TREASURIES-Jump in Asia as investors see more Fed cuts
By Chikako Mogi
TOKYO, Feb 29 (Reuters) - U.S. Treasuries jumped in Asia on Friday with buying from Asian and Japanese investors pushing two-year yields to fresh four-year lows, as Federal Reserve Chairman Ben Bernanke reinforced expectations for more rate cuts.
Bernanke on Thursday said he expected there would be some failures of smaller regional banks that invested heavily in real estate, but added that capital ratios among the largest banks remained good. He also said the Fed was in a more difficult position now to respond to a slowing economy than it was in 2001.

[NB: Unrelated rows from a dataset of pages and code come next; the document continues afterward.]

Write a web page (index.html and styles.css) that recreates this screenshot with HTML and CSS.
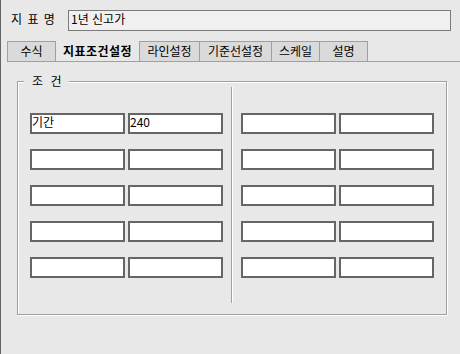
FILE: index.html
```html
<!DOCTYPE html>
<html lang="ko">
<head>
<meta charset="utf-8">
<link rel="stylesheet" href="styles.css">
</head>
<body>
<div class="header">
  <span class="title-label">지 표 명</span>
  <div class="title-input">1년 신고가</div>
</div>
<div class="tabbar">
  <div class="tab first w49">수식</div>
  <div class="tab active w83">지표조건설정</div>
  <div class="tab after-active w61">라인설정</div>
  <div class="tab w72">기준선설정</div>
  <div class="tab w48">스케일</div>
  <div class="tab w48">설명</div>
</div>
<div class="group">
  <span class="legend">조 건</span>
  <div class="group-body">
    <div class="fields">
      <div class="field">기간</div><div class="field">240</div>
      <div class="field"></div><div class="field"></div>
      <div class="field"></div><div class="field"></div>
      <div class="field"></div><div class="field"></div>
      <div class="field"></div><div class="field"></div>
    </div>
    <div class="sep"></div>
    <div class="fields">
      <div class="field"></div><div class="field"></div>
      <div class="field"></div><div class="field"></div>
      <div class="field"></div><div class="field"></div>
      <div class="field"></div><div class="field"></div>
      <div class="field"></div><div class="field"></div>
    </div>
  </div>
</div>
</body>
</html>
```
FILE: styles.css
```css
* { box-sizing: border-box; }
html, body { margin: 0; padding: 0; }
body {
  width: 460px;
  height: 354px;
  background: #e8e8e8;
  border-left: 1px solid #646464;
  font-family: "Noto Sans CJK KR", "Noto Sans", sans-serif;
  font-size: 12px;
  color: #000;
  overflow: hidden;
}
.header {
  display: flex;
  align-items: center;
  padding-top: 10px;
  padding-left: 10px;
}
.title-label {
  width: 57px;
  line-height: 14px;
  margin-top: -4px;
  word-spacing: 2px;
}
.title-input {
  width: 383px;
  height: 21px;
  border: 1px solid #7a7a7a;
  background: #f0f0f0;
  padding: 0 2px;
  line-height: 16px;
}
.tabbar {
  display: flex;
  margin-top: 10px;
  margin-left: 6px;
  border-bottom: 1px solid #a0a0a0;
}
.tab {
  height: 20px;
  border-top: 1px solid #a0a0a0;
  border-right: 1px solid #a0a0a0;
  background: #dadada;
  text-align: center;
  line-height: 18px;
}
.tab.first, .tab.after-active { border-left: 1px solid #a0a0a0; }
.tab.active {
  border: none;
  background: transparent;
  font-weight: bold;
  line-height: 20px;
  letter-spacing: 0.5px;
}
.w49 { width: 49px; }
.w83 { width: 83px; }
.w61 { width: 61px; }
.w72 { width: 72px; }
.w48 { width: 48px; }
.group {
  position: relative;
  margin-top: 19px;
  margin-left: 16px;
  width: 430px;
  height: 234px;
  border: 1px solid #a0a0a0;
  box-shadow: inset 1px 1px 0 #fff, 1px 1px 0 #fff;
  padding: 5px 12px 0 12px;
}
.legend {
  position: absolute;
  left: 6px;
  top: -8px;
  padding: 0 8px;
  background: #e8e8e8;
  line-height: 14px;
  word-spacing: 4px;
}
.group-body {
  display: flex;
  align-items: flex-start;
}
.fields {
  display: grid;
  grid-template-columns: 95px 95px;
  grid-auto-rows: 21px;
  column-gap: 3px;
  row-gap: 15px;
  padding-top: 26px;
}
.field {
  border: 2px solid #666;
  background: #fff;
  padding: 0;
  line-height: 14px;
}
.sep {
  width: 2px;
  height: 216px;
  margin: 0 8px;
  border-left: 1px solid #a0a0a0;
  border-right: 1px solid #fff;
}
```
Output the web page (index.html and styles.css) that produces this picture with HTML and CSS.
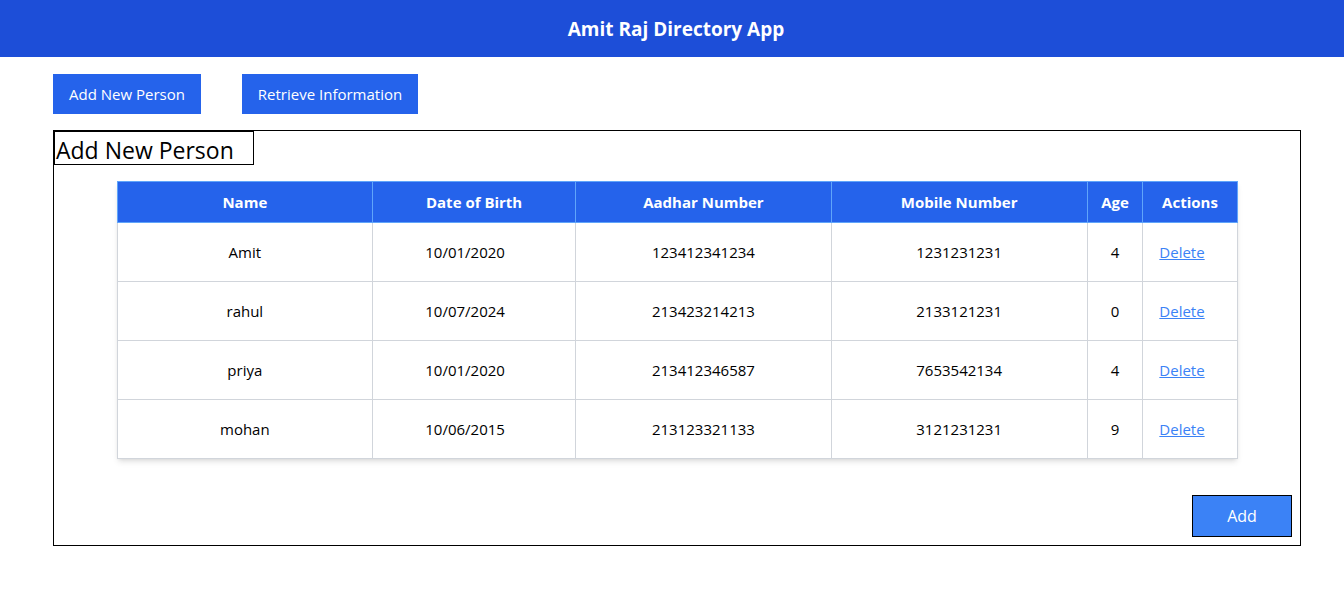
FILE: index.html
```html
<!DOCTYPE html>
<html>
<head>
<meta charset="utf-8">
<link rel="stylesheet" href="styles.css">
</head>
<body>
<header class="topbar"><h1 class="title">Amit Raj Directory App</h1></header>
<div class="actions">
  <button class="btn">Add New Person</button>
  <button class="btn">Retrieve Information</button>
</div>
<section class="panel">
  <h2 class="panel-title">Add New Person</h2>
  <table class="people">
    <colgroup>
      <col class="c-name"><col class="c-dob"><col class="c-aadhar"><col class="c-mobile"><col class="c-age"><col class="c-act">
    </colgroup>
    <thead>
      <tr><th>Name</th><th>Date of Birth</th><th>Aadhar Number</th><th>Mobile Number</th><th>Age</th><th>Actions</th></tr>
    </thead>
    <tbody>
      <tr><td>Amit</td><td class="dob">10/01/2020</td><td>123412341234</td><td>1231231231</td><td>4</td><td class="act"><a class="del" href="#">Delete</a></td></tr>
      <tr><td>rahul</td><td class="dob">10/07/2024</td><td>213423214213</td><td>2133121231</td><td>0</td><td class="act"><a class="del" href="#">Delete</a></td></tr>
      <tr><td>priya</td><td class="dob">10/01/2020</td><td>213412346587</td><td>7653542134</td><td>4</td><td class="act"><a class="del" href="#">Delete</a></td></tr>
      <tr><td>mohan</td><td class="dob">10/06/2015</td><td>213123321133</td><td>3121231231</td><td>9</td><td class="act"><a class="del" href="#">Delete</a></td></tr>
    </tbody>
  </table>
  <div class="panel-foot"><button class="add-btn">Add</button></div>
</section>
</body>
</html>
```
FILE: styles.css
```css
* { box-sizing: border-box; }
body {
  margin: 0;
  font-family: "Open Sans", "Noto Sans", sans-serif;
  color: #000;
  background: #fff;
}
.topbar {
  background: #1d4ed8;
  height: 57px;
  display: flex;
  align-items: center;
  justify-content: center;
}
.title {
  margin: 0;
  color: #fff;
  font-size: 19px;
  font-weight: 700;
  line-height: 28px;
  padding-left: 8px;
}
.actions {
  display: flex;
  gap: 41px;
  padding: 17px 0 0 53px;
}
.btn {
  font-family: inherit;
  font-size: 15px;
  line-height: 24px;
  height: 40px;
  padding: 0 8px;
  border: none;
  background: #2563eb;
  color: #fff;
  white-space: nowrap;
}
.btn:first-child { width: 148px; }
.btn:last-child { width: 176px; }
.panel {
  margin: 16px 0 0 53px;
  width: 1248px;
  height: 416px;
  border: 1px solid #000;
}
.panel-title {
  margin: 0;
  width: 200px;
  height: 34px;
  border: 1px solid #000;
  font-size: 23px;
  font-weight: 400;
  line-height: 30px;
  padding: 3px 0 0 1px;
}
.people {
  width: 1121px;
  margin: 16px auto 0;
  border-collapse: collapse;
  font-size: 15px;
  box-shadow: 0 4px 6px -1px rgba(0,0,0,0.1), 0 2px 4px -2px rgba(0,0,0,0.1);
}
.c-name { width: 256px; }
.c-dob { width: 203px; }
.c-aadhar { width: 256px; }
.c-mobile { width: 256px; }
.c-age { width: 56px; }
.c-act { width: 94px; }
.people th {
  background: #2563eb;
  color: #fff;
  font-weight: 700;
  height: 41px;
  padding: 0 8px;
  border: 1px solid #60a5fa;
  text-align: center;
}
.people td {
  height: 59px;
  padding: 0 8px;
  border: 1px solid #d1d5db;
  text-align: center;
}
.people td.dob { padding: 0 26px 0 8px; }
.people td.act { padding: 0 24px 0 8px; }
.del {
  color: #3b82f6;
  text-decoration: underline;
}
.panel-foot {
  display: flex;
  justify-content: flex-end;
  padding: 36px 8px 0 0;
}
.add-btn {
  font-family: inherit;
  font-size: 16px;
  width: 100px;
  height: 42px;
  background: #3b82f6;
  color: #fff;
  border: 1px solid #000;
}
```
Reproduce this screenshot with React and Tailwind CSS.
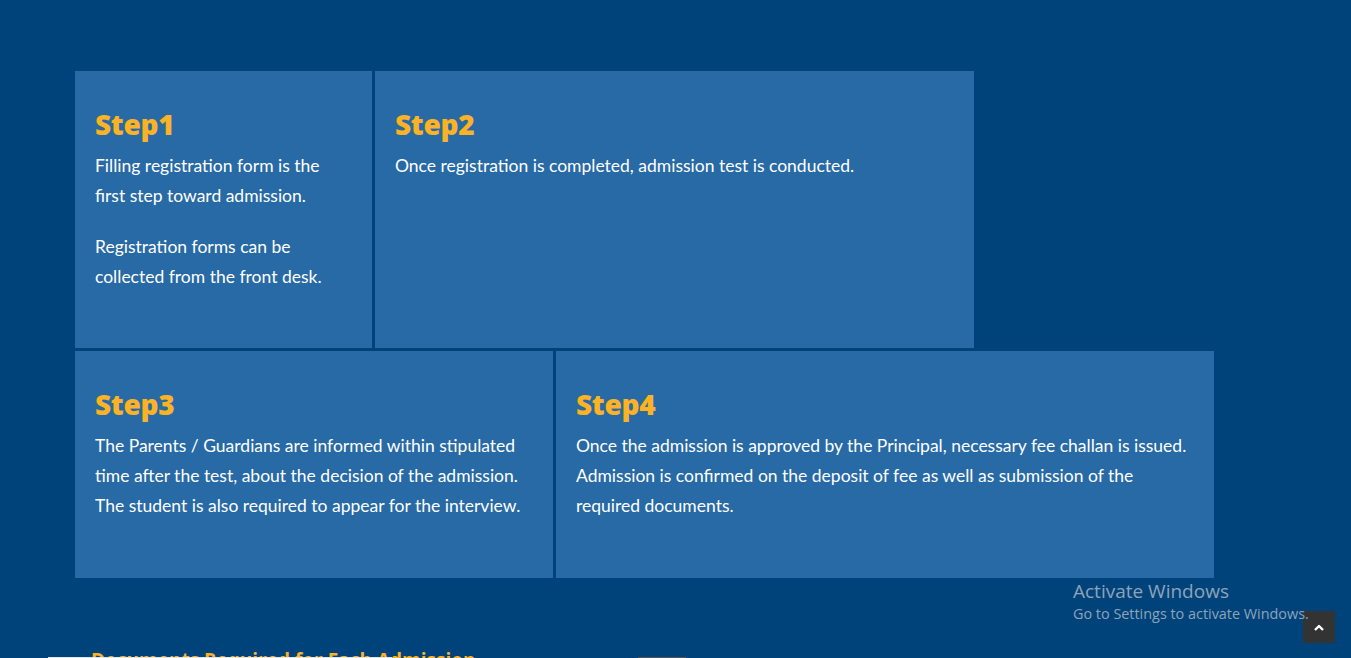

A surprise big jump in initial weekly jobless claims added to mounting concerns of a U.S. recession, while broader problems in financial services were highlighted when American International Group Inc (AIG.N) posted its biggest-ever quarterly loss, hurt by a write-down of securities exposed to bad mortgage investments.
"The huge losses at AIG along with Bernanke's warnings about small banks and remarks suggesting a U.S. recession all point to yields falling further," said a trader at a Japanese trust bank.
"Japanese banks and Asian investors are believed to be buying Treasuries in Asian time, and buying for month-end duration needs may be drawing investors to five- and 10-year zones as well," he said.
Treasury futures TYv1 jumped more than a half point, trading up 19/32 to 117-23.5/32.
Benchmark 10-year notes US10YT=RR rose 10/32 in price to yield 3.636 percent US10YT=RR, down 4 basis points from late New York trade.
Two-year notes US2YT=RR rose 3/32 US2YT=RR in price to yield 1.768 percent after hitting a four-year low of 1.729 percent, falling around 10 basis points from late U.S. trade.
The two-year/10-year yield spread widened to around 190 basis points, pushing towards 192 basis points hit two weeks ago for the first time since mid-2004.
The Fed is widely expected to cut its benchmark federal funds rate by 50 basis points from the current 3.0 percent at its policy meeting next month FEDWATCH.
The trader at the Japanese trust bank said that with the Fed's aggressive easing coming in the face of inflation pressures from rising oil and commodities prices, the yield curve will likely steepen over the longer term, pulled up by long-dated maturities.
"Two-year yields, at most, will likely find a floor around 1.5 percent, and settle around 1.7 percent over the medium-term. Longer yields have a bigger scope for rising, as a weak dollar could further aggravate the inflation outlook," he said, adding that the 10-year yield would have a hard time breaking below 3.5 percent.